#### SUPPLIED MATERIAL
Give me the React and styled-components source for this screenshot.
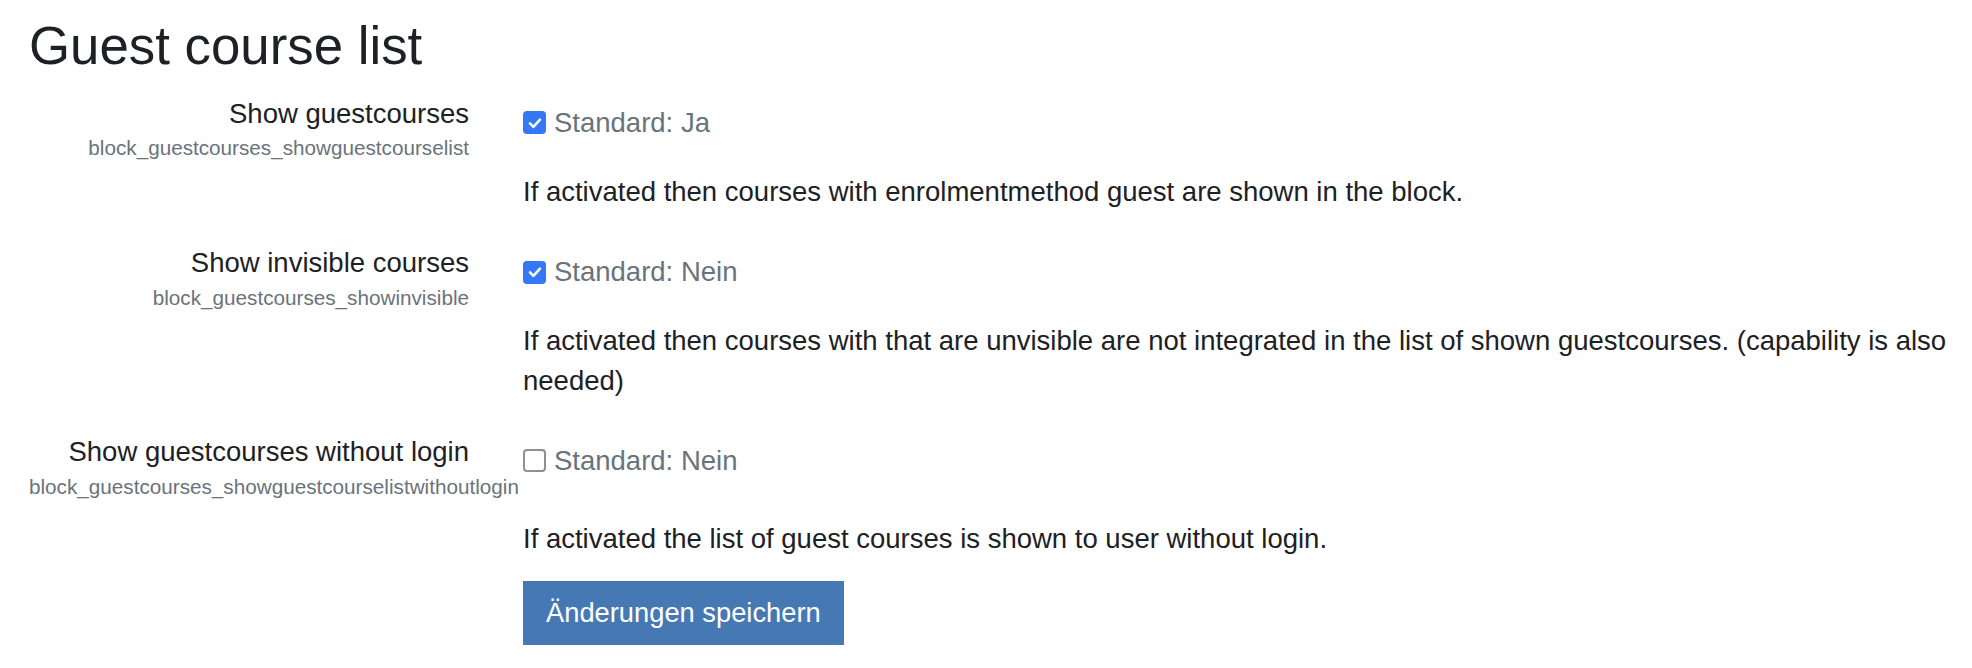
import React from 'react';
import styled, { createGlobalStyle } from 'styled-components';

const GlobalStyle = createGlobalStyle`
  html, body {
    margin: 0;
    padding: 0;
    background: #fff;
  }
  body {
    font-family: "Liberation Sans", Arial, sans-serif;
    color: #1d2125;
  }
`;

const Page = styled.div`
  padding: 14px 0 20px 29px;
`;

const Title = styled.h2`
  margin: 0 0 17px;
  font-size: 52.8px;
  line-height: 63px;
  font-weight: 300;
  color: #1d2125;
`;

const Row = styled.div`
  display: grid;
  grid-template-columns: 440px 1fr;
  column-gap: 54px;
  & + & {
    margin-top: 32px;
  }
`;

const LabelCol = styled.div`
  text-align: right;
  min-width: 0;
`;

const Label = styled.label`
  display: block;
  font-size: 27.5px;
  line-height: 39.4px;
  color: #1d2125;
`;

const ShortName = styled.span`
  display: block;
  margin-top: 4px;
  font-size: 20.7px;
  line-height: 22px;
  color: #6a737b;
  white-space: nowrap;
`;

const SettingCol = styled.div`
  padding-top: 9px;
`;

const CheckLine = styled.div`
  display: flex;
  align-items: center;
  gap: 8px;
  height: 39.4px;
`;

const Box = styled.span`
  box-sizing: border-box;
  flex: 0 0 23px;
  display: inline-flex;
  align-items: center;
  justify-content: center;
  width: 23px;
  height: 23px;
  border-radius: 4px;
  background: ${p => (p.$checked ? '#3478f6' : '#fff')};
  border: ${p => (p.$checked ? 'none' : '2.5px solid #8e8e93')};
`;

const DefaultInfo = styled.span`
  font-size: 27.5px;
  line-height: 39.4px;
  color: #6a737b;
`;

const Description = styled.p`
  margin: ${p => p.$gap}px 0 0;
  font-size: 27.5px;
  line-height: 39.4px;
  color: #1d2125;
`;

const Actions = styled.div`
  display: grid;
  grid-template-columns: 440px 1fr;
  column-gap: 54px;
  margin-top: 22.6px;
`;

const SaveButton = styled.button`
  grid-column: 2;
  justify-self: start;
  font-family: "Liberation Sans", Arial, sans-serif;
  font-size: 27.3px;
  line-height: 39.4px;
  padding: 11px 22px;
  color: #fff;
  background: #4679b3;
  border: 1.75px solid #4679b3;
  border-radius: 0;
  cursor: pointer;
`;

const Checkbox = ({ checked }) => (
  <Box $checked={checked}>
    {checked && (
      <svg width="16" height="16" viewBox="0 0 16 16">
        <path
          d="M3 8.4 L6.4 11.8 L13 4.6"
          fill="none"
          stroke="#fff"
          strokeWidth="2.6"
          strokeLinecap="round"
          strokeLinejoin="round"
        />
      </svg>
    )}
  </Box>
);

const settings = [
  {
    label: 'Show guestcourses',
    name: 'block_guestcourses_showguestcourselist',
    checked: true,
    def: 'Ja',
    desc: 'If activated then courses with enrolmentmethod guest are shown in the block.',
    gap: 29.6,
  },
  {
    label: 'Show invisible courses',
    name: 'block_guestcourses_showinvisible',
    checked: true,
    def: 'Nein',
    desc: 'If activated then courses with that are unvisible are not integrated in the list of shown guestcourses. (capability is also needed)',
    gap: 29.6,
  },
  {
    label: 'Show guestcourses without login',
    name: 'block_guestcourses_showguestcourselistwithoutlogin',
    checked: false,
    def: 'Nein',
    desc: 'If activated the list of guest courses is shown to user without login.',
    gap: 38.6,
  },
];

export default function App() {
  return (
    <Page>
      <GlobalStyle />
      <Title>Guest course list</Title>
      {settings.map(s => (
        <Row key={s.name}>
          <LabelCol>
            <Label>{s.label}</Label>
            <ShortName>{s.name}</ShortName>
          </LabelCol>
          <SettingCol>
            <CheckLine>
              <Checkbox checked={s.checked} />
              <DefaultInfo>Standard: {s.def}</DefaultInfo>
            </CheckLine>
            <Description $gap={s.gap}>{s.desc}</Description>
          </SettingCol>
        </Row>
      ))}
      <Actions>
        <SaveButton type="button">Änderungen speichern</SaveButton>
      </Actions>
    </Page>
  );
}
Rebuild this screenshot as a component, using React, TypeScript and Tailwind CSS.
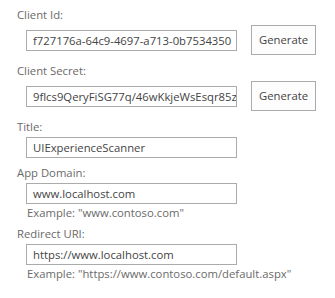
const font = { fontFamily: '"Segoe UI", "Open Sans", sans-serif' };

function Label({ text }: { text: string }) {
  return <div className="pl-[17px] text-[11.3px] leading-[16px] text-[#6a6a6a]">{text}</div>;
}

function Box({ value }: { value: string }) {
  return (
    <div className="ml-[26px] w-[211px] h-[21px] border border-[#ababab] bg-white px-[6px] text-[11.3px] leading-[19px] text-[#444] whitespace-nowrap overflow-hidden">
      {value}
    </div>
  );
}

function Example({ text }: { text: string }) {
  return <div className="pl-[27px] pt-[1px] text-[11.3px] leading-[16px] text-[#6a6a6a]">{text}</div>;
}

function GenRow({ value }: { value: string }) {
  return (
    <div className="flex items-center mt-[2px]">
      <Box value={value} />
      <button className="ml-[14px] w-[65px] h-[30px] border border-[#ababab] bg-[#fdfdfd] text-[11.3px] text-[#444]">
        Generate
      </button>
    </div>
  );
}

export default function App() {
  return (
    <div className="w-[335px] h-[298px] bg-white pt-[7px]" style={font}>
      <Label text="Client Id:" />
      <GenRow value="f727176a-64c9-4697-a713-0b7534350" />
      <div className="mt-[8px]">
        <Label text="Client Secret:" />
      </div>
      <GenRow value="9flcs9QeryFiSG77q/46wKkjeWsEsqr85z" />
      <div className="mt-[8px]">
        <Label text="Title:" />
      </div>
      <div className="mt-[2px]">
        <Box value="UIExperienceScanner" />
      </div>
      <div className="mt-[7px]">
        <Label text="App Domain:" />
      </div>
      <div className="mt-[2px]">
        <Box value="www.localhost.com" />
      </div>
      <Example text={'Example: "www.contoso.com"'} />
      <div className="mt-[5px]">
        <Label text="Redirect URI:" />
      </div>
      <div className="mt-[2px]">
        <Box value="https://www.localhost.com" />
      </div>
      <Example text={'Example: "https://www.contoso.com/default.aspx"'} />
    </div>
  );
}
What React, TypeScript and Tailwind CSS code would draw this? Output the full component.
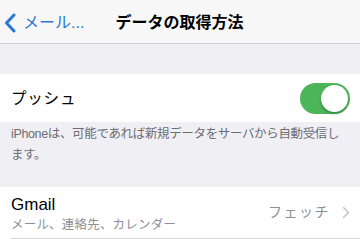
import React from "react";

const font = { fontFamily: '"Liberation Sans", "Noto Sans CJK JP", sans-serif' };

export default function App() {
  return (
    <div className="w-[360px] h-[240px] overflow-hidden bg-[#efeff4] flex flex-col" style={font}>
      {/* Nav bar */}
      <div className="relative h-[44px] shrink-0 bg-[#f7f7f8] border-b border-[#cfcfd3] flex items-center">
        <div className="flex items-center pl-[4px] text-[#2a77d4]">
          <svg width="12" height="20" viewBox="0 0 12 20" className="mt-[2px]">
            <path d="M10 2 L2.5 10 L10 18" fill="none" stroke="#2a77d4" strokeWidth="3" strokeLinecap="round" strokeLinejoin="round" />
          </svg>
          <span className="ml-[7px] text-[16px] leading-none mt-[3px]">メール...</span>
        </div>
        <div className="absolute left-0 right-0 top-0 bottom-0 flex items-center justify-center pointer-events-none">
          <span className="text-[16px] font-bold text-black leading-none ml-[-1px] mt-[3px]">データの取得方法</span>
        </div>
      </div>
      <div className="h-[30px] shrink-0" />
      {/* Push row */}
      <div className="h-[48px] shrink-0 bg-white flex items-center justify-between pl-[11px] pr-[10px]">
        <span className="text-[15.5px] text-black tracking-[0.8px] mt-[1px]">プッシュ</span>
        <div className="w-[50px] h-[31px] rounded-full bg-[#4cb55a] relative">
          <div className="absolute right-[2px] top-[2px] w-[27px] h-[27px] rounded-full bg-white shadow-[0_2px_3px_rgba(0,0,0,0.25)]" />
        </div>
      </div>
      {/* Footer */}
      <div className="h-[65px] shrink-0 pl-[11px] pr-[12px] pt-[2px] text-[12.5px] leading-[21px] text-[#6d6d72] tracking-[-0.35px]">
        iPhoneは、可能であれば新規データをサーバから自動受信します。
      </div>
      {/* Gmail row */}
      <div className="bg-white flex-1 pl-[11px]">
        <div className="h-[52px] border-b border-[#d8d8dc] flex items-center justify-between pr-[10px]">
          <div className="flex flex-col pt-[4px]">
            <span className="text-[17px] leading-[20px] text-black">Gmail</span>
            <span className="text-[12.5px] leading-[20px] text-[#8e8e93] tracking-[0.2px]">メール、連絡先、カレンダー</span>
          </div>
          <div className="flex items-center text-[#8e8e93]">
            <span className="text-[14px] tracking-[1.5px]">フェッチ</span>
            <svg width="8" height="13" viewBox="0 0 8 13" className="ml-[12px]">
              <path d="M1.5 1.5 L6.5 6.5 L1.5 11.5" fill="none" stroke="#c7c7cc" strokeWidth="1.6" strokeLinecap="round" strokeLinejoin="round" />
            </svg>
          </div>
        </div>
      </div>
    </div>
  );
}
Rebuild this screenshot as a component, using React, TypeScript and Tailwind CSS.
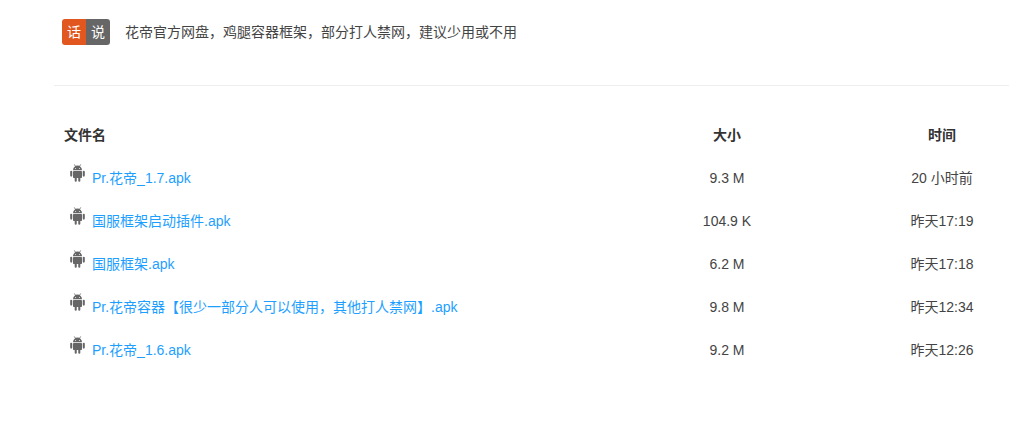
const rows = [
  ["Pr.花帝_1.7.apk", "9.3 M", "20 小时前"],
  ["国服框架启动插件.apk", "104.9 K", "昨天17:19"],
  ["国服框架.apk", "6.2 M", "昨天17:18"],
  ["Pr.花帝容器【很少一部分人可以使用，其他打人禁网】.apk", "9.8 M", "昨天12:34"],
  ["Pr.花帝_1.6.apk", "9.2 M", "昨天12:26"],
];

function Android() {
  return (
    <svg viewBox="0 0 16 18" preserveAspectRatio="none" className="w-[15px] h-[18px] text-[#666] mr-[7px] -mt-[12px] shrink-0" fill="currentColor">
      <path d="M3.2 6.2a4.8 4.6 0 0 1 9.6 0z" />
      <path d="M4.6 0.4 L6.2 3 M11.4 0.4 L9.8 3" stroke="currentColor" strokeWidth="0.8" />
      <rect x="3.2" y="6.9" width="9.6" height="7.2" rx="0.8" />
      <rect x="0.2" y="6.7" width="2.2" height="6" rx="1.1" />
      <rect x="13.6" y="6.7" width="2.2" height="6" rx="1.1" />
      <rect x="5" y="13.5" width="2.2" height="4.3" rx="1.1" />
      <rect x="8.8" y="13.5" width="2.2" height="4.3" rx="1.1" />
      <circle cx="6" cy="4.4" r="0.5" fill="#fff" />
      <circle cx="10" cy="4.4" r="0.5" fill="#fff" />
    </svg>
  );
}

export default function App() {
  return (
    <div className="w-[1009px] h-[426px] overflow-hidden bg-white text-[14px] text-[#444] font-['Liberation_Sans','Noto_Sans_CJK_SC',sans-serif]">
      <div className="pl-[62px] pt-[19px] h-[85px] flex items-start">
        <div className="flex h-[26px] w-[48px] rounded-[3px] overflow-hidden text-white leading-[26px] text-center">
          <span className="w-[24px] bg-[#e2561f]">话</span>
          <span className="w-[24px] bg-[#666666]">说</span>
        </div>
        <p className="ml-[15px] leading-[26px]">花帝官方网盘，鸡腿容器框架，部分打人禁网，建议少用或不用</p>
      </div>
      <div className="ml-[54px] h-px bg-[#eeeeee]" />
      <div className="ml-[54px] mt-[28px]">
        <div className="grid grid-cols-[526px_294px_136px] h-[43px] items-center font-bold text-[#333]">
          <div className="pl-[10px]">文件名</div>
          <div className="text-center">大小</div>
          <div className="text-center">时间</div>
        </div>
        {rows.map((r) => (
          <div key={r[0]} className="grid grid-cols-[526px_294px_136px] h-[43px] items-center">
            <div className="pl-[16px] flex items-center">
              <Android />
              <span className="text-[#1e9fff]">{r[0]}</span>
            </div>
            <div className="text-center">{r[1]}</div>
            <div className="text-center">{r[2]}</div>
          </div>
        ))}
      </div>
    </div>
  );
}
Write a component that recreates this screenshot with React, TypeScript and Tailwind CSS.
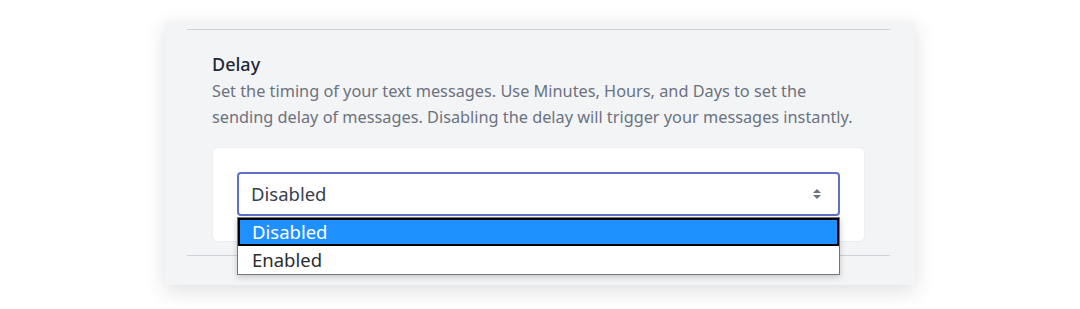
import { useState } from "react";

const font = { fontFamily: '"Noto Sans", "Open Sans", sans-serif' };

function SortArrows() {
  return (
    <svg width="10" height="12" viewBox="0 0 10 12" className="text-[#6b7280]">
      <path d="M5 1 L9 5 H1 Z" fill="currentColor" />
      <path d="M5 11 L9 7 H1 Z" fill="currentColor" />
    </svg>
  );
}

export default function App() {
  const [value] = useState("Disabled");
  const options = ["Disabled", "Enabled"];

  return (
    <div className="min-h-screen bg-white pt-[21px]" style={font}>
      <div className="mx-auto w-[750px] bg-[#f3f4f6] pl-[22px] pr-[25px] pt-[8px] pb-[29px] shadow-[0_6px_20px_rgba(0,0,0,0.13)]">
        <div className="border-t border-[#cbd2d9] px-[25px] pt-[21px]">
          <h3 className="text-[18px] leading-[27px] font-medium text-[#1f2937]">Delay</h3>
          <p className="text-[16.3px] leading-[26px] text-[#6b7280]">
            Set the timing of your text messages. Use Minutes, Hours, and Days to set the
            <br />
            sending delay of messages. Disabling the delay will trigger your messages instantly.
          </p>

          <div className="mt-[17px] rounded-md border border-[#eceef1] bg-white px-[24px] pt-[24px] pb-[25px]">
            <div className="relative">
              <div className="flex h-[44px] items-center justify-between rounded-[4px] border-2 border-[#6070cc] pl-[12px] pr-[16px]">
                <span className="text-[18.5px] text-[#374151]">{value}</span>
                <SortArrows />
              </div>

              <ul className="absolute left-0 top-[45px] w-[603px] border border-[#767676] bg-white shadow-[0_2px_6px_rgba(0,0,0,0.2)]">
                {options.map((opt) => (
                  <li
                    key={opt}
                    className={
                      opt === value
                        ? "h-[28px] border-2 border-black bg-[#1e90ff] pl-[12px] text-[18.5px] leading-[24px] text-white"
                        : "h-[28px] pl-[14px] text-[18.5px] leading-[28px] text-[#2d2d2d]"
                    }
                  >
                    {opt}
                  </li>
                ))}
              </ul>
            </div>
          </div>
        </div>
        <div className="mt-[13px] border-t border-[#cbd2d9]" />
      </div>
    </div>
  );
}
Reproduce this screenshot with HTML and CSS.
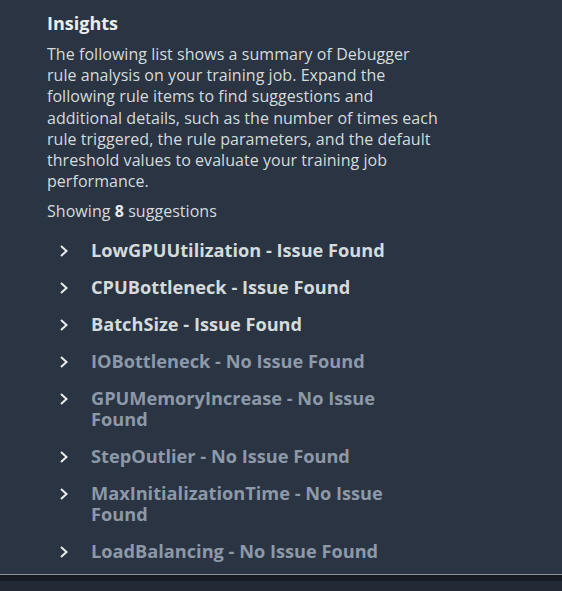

#### WORK INSTRUCTIONS
Above are the records. Copy every line in them holding "components".

#### RESULT
Give me the React and styled-components source for this screenshot.
import styled, { createGlobalStyle } from 'styled-components';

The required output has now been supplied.